Norway noted that this workshop had been much more constructive than he had expected, without the “shaming and blaming” he had been concerned about. He expressed confidence that the co-facilitators, in consultation with the UNFCCC Secretariat, could select key issues and invite appropriate speakers for the subsequent workshops. He requested that each future workshop focus on just a few key questions.

Brazil stressed that the workshops should be consistent with the original COP 11 decision. The EU said this workshop had helped parties understand one another better. She noted parties’ comments on the need for subsequent workshops to cover just one or two key topics. She also suggested a focus on cooperative actions and said a set of helpful questions could be developed.

Hungary noted the constructive dialogue and urged discussions on barriers and opportunities to enhance UNFCCC implementation. He urged strict time limits on speakers so the dialogue flows and is interactive.

Canada said the workshops should build on work already carried out under the UNFCCC and draw on relevant processes outside the UNFCCC. China said the second workshop should focus on parties’ actions taken to implement the Convention, actions that should have been taken, and steps to overcome obstacles to implementation. Noting that many bilateral technology-transfer activities are not conducted through the UNFCCC, Japan said future discussions should consider broader issues in examining implementation.

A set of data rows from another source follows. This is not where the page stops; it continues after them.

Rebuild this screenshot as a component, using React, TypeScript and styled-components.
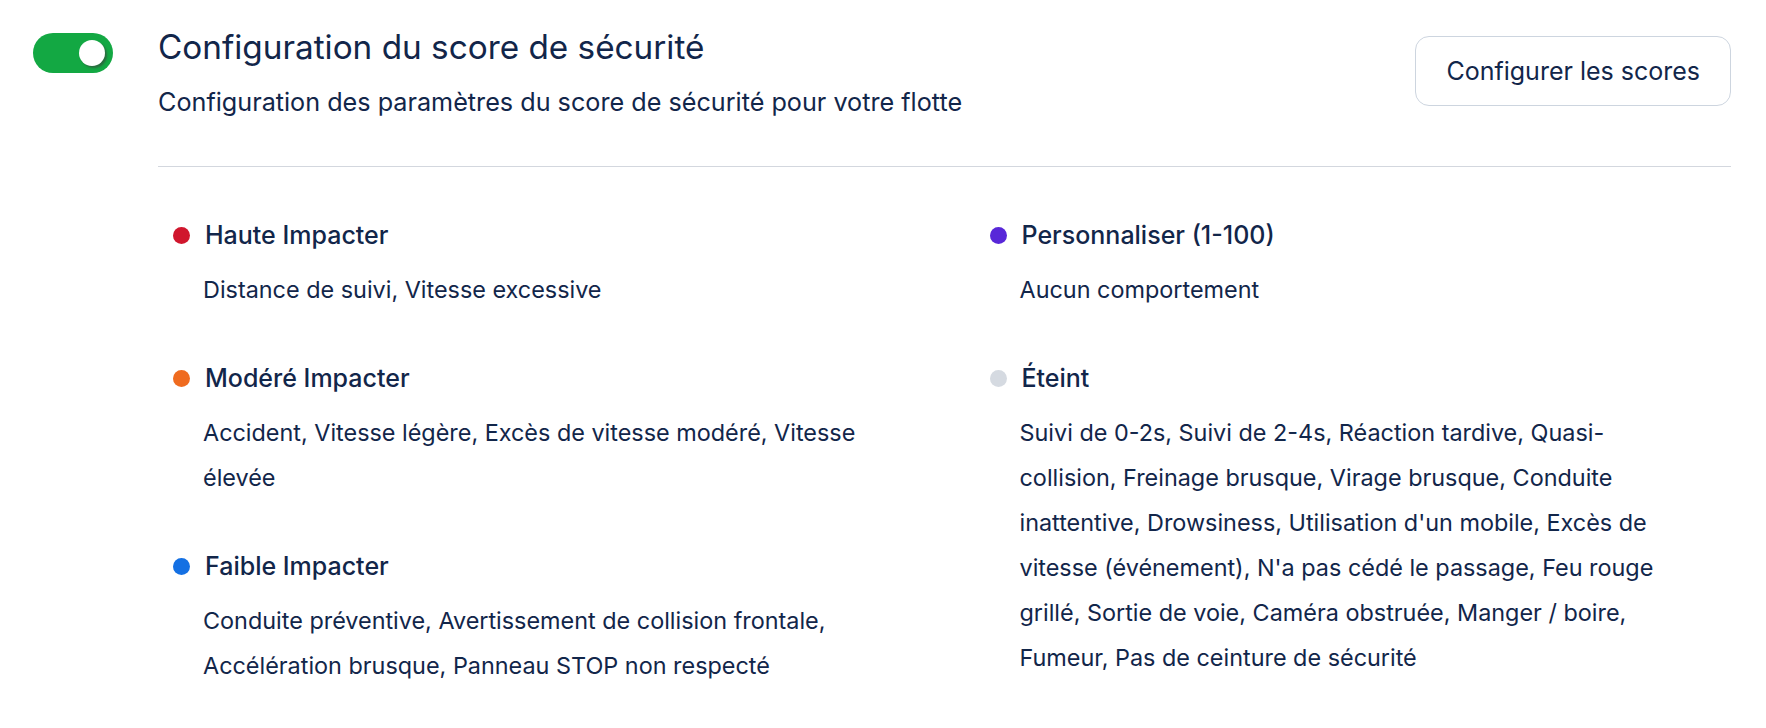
import { useState } from "react"
import styled, { createGlobalStyle } from "styled-components"

const GlobalStyle = createGlobalStyle`
  * { box-sizing: border-box; }
  body {
    margin: 0;
    background: #ffffff;
    font-family: Inter, "Noto Sans", "Liberation Sans", sans-serif;
    color: #12264a;
  }
`

type Group = {
  label: string
  color: string
  items: string
}

const leftGroups: Group[] = [
  { label: "Haute Impacter", color: "#d0162d", items: "Distance de suivi, Vitesse excessive" },
  {
    label: "Modéré Impacter",
    color: "#ef6b1f",
    items: "Accident, Vitesse légère, Excès de vitesse modéré, Vitesse élevée",
  },
  {
    label: "Faible Impacter",
    color: "#1470e3",
    items: "Conduite préventive, Avertissement de collision frontale, Accélération brusque, Panneau STOP non respecté",
  },
]

const rightGroups: Group[] = [
  { label: "Personnaliser (1-100)", color: "#5827d8", items: "Aucun comportement" },
  {
    label: "Éteint",
    color: "#d5dae1",
    items:
      "Suivi de 0-2s, Suivi de 2-4s, Réaction tardive, Quasi-\ncollision, Freinage brusque, Virage brusque, Conduite inattentive, Drowsiness, Utilisation d'un mobile, Excès de vitesse (événement), N'a pas cédé le passage, Feu rouge grillé, Sortie de voie, Caméra obstruée, Manger / boire, Fumeur, Pas de ceinture de sécurité",
  },
]

const App = () => {
  const [on, setOn] = useState(true)

  const renderColumn = (groups: Group[]) => (
    <Column>
      {groups.map((g) => (
        <Item key={g.label}>
          <Heading>
            <Dot $color={g.color} />
            {g.label}
          </Heading>
          <Behaviours>{g.items}</Behaviours>
        </Item>
      ))}
    </Column>
  )

  return (
    <>
      <GlobalStyle />
      <Page>
        <Switch role="switch" aria-checked={on} $on={on} onClick={() => setOn(!on)}>
          <Knob $on={on} />
        </Switch>
        <Main>
          <Header>
            <Titles>
              <Title>Configuration du score de sécurité</Title>
              <Subtitle>Configuration des paramètres du score de sécurité pour votre flotte</Subtitle>
            </Titles>
            <Button>Configurer les scores</Button>
          </Header>
          <Divider />
          <Grid>
            {renderColumn(leftGroups)}
            {renderColumn(rightGroups)}
          </Grid>
        </Main>
      </Page>
    </>
  )
}

export default App

const Page = styled.div`
  display: flex;
  align-items: flex-start;
  gap: 45px;
  padding: 33px 35px 40px 33px;
`

const Switch = styled.button<{ $on: boolean }>`
  flex: none;
  width: 80px;
  height: 40px;
  padding: 0 8px;
  border: none;
  border-radius: 20px;
  background: ${(p) => (p.$on ? "#13a843" : "#cfd5dd")};
  display: flex;
  align-items: center;
  justify-content: ${(p) => (p.$on ? "flex-end" : "flex-start")};
  cursor: pointer;
`

const Knob = styled.span<{ $on: boolean }>`
  width: 26px;
  height: 26px;
  border-radius: 50%;
  background: #ffffff;
  box-shadow: 2px 2px 2px rgba(60, 60, 60, 0.55);
`

const Main = styled.div`
  flex: 1;
  min-width: 0;
`

const Header = styled.div`
  display: flex;
  justify-content: space-between;
  align-items: flex-start;
`

const Titles = styled.div`
  display: flex;
  flex-direction: column;
`

const Title = styled.h1`
  margin: 0;
  font-size: 33.3px;
  line-height: 28px;
  font-weight: 400;
  color: #12264a;
`

const Subtitle = styled.p`
  margin: 27px 0 0;
  font-size: 25.2px;
  line-height: 28px;
  color: #12264a;
`

const Button = styled.button`
  margin-top: 3px;
  height: 70px;
  padding: 0 30px;
  background: #ffffff;
  border: 1px solid #cdd5df;
  border-radius: 14px;
  font-family: inherit;
  font-size: 25px;
  color: #12264a;
  cursor: pointer;
`

const Divider = styled.hr`
  margin: 50px 0 0;
  border: none;
  border-top: 1px solid #d3d7de;
`

const Grid = styled.div`
  display: grid;
  grid-template-columns: 1fr 1fr;
  column-gap: 90px;
  padding: 52px 15px 0;
`

const Column = styled.div`
  display: flex;
  flex-direction: column;
  gap: 50px;
`

const Item = styled.div`
  display: flex;
  flex-direction: column;
`

const Heading = styled.div`
  display: flex;
  align-items: center;
  gap: 15px;
  font-size: 25px;
  line-height: 32px;
  font-weight: 500;
  color: #12264a;
`

const Dot = styled.span<{ $color: string }>`
  flex: none;
  width: 17px;
  height: 17px;
  border-radius: 50%;
  background: ${(p) => p.$color};
`

const Behaviours = styled.p`
  margin: 16px 0 0;
  padding-left: 30px;
  font-size: 23.4px;
  line-height: 45px;
  white-space: pre-line;
  color: #12264a;
`
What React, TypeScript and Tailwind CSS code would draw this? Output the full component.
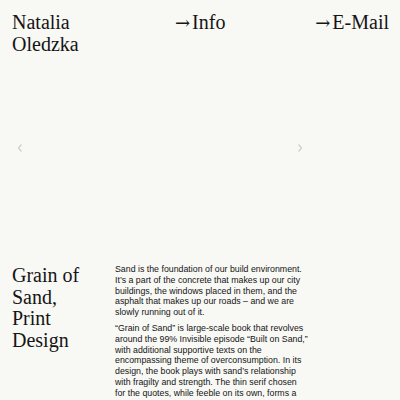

Saudi Arabia said the dialogue should focus exclusively on enhancing implementation and on the four areas described in the relevant COP 11 decision. The Philippines said lessons learned so far should be consolidated and there should be a review of how all countries have implemented their commitments to date.

Co-Facilitator Bamsey said he and his colleague would present proposals on how to organize the next Dialogue by the end of August, and welcomed additional written contributions by the end of May. Thanking participants for their presentations, ideas and input, he closed the meeting at 6:13 pm.